- _What to do_
Starting at the top of the listing, extract every line up to and including the one with "#fff, 2px 0". Pictures stay out of the copy.

- _Record extracts_
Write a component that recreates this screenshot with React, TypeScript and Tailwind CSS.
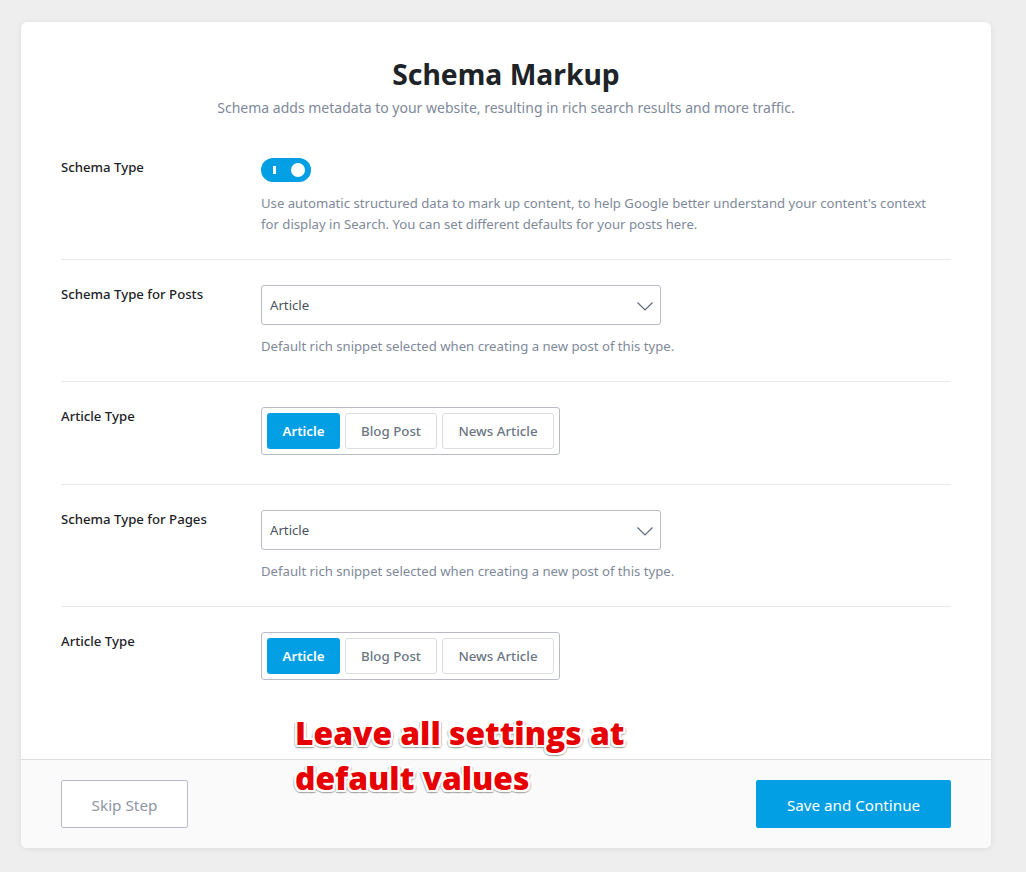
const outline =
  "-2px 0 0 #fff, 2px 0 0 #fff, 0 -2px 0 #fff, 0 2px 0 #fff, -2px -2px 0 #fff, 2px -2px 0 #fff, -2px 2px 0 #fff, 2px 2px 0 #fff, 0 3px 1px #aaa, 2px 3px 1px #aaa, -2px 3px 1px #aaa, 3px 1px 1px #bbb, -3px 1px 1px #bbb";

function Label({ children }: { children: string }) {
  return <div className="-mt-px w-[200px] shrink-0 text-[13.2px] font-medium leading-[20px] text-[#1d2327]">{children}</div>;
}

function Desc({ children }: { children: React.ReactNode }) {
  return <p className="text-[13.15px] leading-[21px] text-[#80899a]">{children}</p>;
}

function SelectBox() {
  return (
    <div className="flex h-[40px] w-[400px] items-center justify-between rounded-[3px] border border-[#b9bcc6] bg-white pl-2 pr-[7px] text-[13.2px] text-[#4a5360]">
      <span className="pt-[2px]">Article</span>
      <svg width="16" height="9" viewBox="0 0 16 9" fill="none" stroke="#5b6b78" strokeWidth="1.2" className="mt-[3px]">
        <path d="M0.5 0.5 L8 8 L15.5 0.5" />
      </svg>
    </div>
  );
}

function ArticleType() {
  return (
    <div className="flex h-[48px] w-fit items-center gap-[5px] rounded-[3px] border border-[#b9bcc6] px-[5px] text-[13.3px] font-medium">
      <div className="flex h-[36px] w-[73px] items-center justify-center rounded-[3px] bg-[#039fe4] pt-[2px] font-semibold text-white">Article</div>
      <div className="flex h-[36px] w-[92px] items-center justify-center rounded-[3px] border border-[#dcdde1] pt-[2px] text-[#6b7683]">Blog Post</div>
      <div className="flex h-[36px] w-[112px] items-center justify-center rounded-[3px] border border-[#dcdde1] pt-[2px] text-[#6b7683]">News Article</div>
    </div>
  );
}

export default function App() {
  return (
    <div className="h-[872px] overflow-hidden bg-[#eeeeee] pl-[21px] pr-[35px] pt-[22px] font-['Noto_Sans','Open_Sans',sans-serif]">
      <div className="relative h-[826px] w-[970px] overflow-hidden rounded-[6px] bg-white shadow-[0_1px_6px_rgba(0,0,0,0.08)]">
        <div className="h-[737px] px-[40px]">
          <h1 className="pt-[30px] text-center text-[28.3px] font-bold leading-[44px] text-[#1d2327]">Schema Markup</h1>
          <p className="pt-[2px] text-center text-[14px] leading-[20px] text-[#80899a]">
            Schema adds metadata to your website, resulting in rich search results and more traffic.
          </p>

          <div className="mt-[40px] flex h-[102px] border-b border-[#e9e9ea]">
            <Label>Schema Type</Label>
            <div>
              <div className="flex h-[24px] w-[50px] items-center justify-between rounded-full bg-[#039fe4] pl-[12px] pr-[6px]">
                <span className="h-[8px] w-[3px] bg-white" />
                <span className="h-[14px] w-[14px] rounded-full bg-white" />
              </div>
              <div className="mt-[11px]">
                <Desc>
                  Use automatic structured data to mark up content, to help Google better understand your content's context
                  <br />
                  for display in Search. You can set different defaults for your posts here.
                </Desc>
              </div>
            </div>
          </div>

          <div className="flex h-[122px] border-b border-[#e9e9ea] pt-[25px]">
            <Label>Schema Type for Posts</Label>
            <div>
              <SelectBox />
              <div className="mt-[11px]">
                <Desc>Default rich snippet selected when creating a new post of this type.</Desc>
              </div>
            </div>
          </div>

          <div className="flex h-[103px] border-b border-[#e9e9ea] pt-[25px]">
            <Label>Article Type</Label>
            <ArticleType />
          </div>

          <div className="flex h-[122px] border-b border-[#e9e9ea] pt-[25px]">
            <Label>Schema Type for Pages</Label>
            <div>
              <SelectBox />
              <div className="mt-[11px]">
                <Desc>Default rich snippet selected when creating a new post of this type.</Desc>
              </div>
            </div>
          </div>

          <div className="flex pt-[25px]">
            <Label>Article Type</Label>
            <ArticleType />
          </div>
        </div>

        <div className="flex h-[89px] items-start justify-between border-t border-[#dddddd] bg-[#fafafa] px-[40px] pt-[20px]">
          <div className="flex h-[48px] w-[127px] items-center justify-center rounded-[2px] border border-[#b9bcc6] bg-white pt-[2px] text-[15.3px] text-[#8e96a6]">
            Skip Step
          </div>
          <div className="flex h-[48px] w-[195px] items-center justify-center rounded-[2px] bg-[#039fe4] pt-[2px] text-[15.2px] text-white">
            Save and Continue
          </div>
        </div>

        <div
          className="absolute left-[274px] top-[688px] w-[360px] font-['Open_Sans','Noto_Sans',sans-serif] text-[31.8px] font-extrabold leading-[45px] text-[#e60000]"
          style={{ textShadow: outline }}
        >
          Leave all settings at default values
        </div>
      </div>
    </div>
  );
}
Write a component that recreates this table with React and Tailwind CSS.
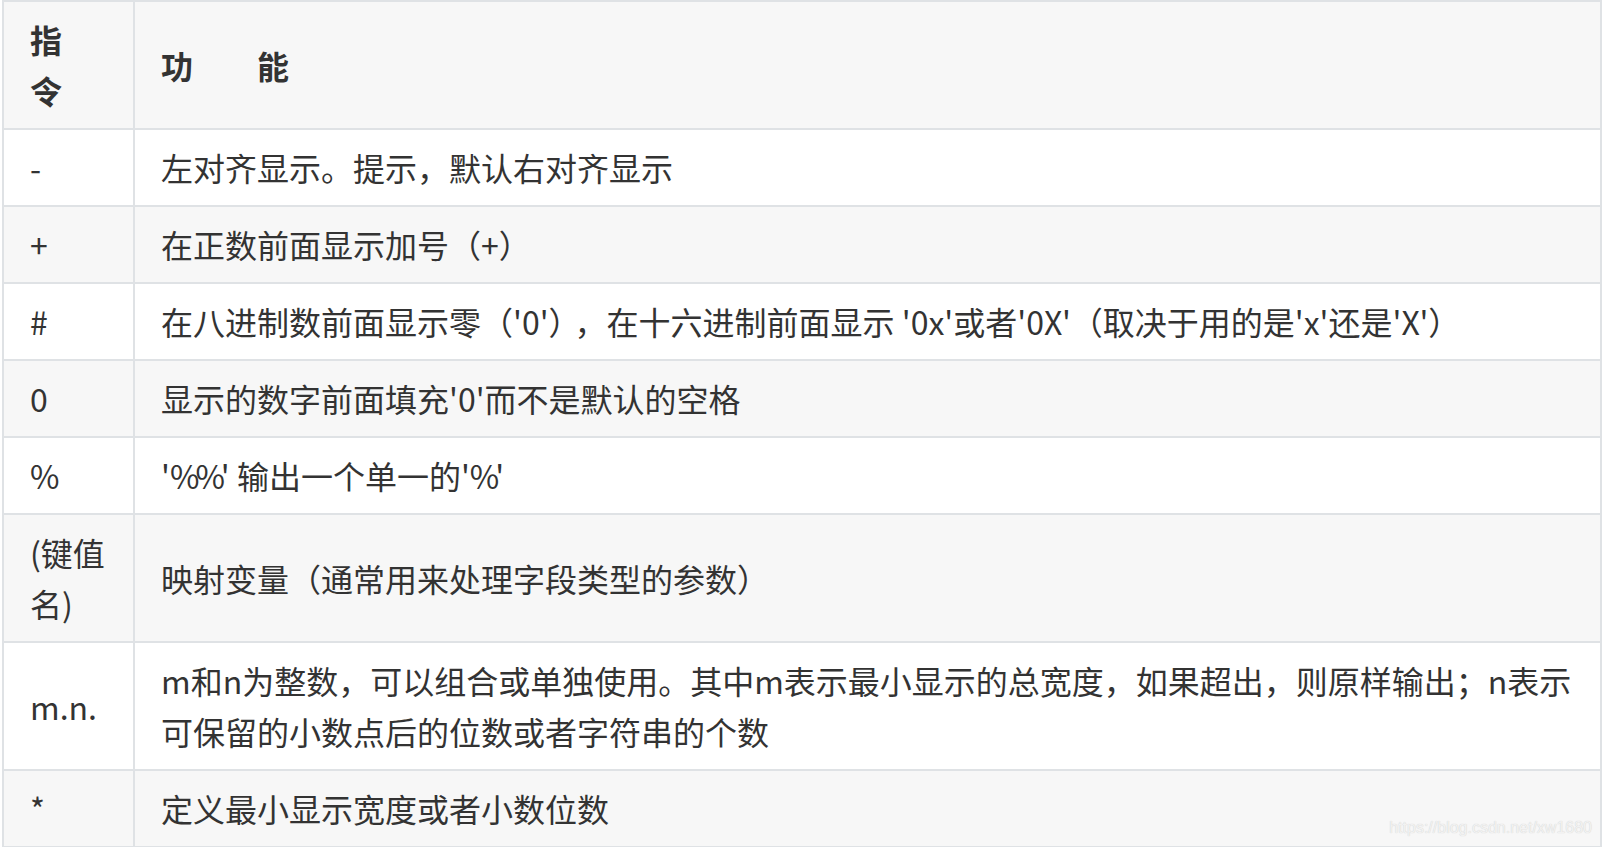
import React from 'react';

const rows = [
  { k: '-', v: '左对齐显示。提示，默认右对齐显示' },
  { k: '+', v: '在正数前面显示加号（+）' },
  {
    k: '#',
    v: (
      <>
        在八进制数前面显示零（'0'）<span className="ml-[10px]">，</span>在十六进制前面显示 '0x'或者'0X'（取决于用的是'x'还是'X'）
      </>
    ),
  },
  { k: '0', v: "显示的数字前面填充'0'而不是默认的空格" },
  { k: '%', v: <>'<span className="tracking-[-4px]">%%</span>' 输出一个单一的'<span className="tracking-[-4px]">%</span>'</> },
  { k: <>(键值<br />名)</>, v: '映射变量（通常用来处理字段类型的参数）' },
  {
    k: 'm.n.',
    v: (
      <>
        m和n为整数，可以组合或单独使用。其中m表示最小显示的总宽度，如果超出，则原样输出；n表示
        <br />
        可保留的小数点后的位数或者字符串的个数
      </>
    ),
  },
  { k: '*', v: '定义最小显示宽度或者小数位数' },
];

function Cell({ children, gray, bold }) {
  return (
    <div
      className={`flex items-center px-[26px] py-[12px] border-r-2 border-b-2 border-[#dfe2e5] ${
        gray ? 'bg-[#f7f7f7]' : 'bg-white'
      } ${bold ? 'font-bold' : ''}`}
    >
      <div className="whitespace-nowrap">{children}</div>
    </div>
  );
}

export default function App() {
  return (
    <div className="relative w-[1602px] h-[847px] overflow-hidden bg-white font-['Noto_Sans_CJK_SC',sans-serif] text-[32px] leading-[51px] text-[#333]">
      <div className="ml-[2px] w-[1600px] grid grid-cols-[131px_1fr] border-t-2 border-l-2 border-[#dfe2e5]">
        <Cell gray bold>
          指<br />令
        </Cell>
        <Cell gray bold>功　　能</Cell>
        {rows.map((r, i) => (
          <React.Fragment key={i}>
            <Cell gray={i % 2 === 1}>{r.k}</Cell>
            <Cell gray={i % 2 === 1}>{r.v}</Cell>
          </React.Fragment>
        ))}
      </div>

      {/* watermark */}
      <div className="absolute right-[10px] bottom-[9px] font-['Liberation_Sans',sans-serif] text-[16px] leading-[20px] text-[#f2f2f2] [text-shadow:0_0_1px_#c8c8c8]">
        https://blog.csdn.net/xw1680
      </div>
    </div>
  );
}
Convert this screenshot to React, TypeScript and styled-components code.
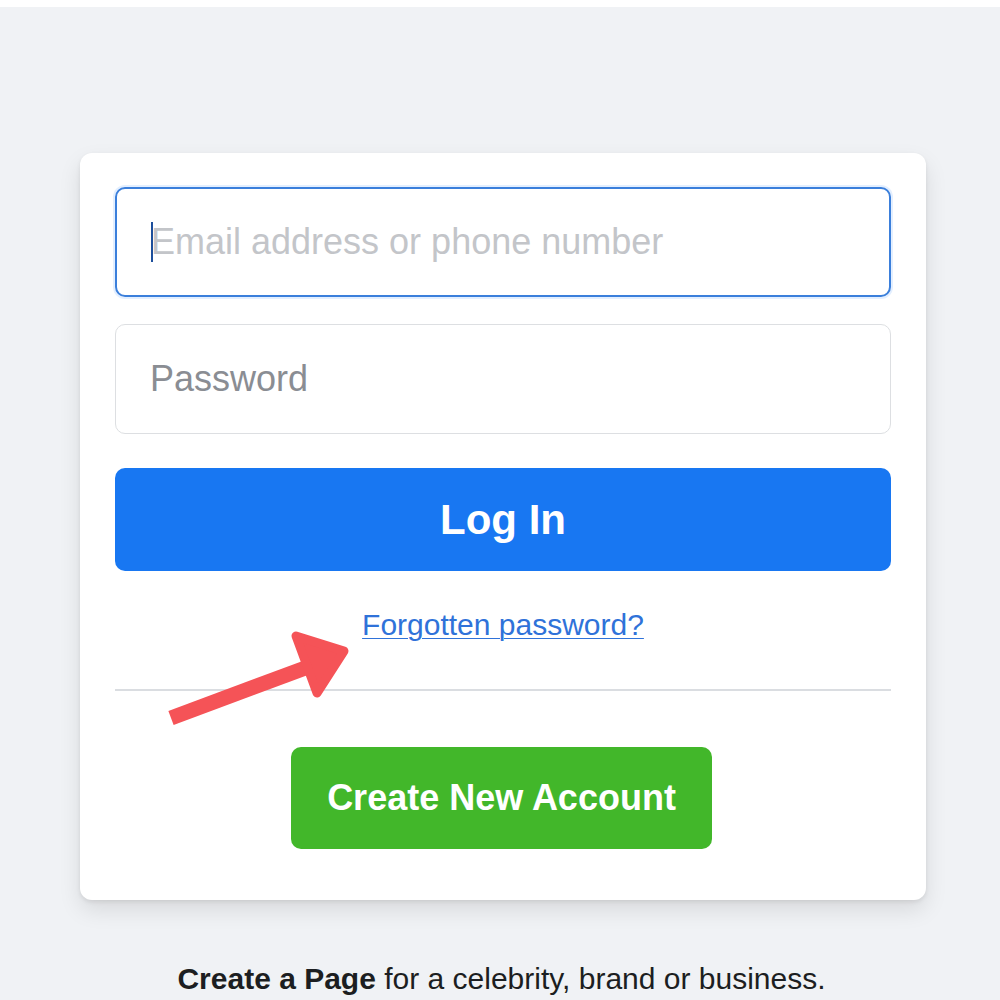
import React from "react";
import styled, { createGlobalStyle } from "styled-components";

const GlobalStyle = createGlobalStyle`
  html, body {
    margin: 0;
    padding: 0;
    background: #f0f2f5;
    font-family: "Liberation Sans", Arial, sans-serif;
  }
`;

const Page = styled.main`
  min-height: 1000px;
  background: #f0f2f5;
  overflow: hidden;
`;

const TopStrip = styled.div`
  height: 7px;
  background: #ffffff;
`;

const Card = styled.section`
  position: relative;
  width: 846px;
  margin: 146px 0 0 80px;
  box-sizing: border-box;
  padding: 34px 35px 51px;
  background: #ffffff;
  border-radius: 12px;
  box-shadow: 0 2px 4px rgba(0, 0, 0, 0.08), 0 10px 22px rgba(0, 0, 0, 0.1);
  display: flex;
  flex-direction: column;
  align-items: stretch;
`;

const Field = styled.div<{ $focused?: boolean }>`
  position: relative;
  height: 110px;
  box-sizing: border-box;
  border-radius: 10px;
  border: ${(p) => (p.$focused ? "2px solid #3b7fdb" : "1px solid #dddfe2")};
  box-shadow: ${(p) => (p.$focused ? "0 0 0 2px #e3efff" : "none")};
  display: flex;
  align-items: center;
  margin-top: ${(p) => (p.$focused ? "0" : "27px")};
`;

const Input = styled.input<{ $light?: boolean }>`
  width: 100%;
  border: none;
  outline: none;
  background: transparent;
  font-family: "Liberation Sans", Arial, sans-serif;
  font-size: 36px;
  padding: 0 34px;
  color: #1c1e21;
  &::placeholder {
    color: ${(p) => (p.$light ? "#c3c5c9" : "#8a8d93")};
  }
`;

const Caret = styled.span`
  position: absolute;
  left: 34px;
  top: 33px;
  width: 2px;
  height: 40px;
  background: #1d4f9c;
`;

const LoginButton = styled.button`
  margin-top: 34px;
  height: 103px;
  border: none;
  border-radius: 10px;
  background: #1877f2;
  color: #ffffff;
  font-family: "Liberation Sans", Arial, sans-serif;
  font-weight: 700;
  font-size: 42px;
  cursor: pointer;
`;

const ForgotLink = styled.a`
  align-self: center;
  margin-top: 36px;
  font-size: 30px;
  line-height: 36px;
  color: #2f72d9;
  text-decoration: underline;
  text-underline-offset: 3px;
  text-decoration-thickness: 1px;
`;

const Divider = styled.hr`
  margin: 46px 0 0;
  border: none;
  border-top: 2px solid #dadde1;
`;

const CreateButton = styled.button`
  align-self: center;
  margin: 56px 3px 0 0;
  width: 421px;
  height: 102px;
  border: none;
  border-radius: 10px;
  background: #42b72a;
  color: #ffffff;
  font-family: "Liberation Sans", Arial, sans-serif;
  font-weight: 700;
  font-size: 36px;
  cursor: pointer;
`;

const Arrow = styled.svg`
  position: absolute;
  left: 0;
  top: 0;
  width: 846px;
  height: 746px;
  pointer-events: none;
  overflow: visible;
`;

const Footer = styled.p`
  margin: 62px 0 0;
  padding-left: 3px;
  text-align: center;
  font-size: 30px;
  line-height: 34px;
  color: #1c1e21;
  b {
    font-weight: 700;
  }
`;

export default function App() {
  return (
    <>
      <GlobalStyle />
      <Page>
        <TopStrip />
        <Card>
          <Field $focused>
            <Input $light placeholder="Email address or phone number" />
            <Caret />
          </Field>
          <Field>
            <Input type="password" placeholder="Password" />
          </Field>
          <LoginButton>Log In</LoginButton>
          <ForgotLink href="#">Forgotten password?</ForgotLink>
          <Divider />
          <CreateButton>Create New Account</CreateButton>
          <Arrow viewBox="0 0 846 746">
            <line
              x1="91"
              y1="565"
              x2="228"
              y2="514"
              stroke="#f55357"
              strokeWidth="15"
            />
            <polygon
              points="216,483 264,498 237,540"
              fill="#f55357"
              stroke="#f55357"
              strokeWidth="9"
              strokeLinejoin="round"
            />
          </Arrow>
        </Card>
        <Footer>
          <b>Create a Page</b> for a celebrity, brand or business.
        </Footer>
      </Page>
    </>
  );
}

- _Reply_
Write a component that recreates this screenshot with React, TypeScript and Tailwind CSS.
const outline =
  "-2px 0 0 #fff, 2px 0 0 #fff, 0 -2px 0 #fff, 0 2px 0 #fff, -2px -2px 0 #fff, 2px -2px 0 #fff, -2px 2px 0 #fff, 2px 2px 0 #fff, 0 3px 1px #aaa, 2px 3px 1px #aaa, -2px 3px 1px #aaa, 3px 1px 1px #bbb, -3px 1px 1px #bbb";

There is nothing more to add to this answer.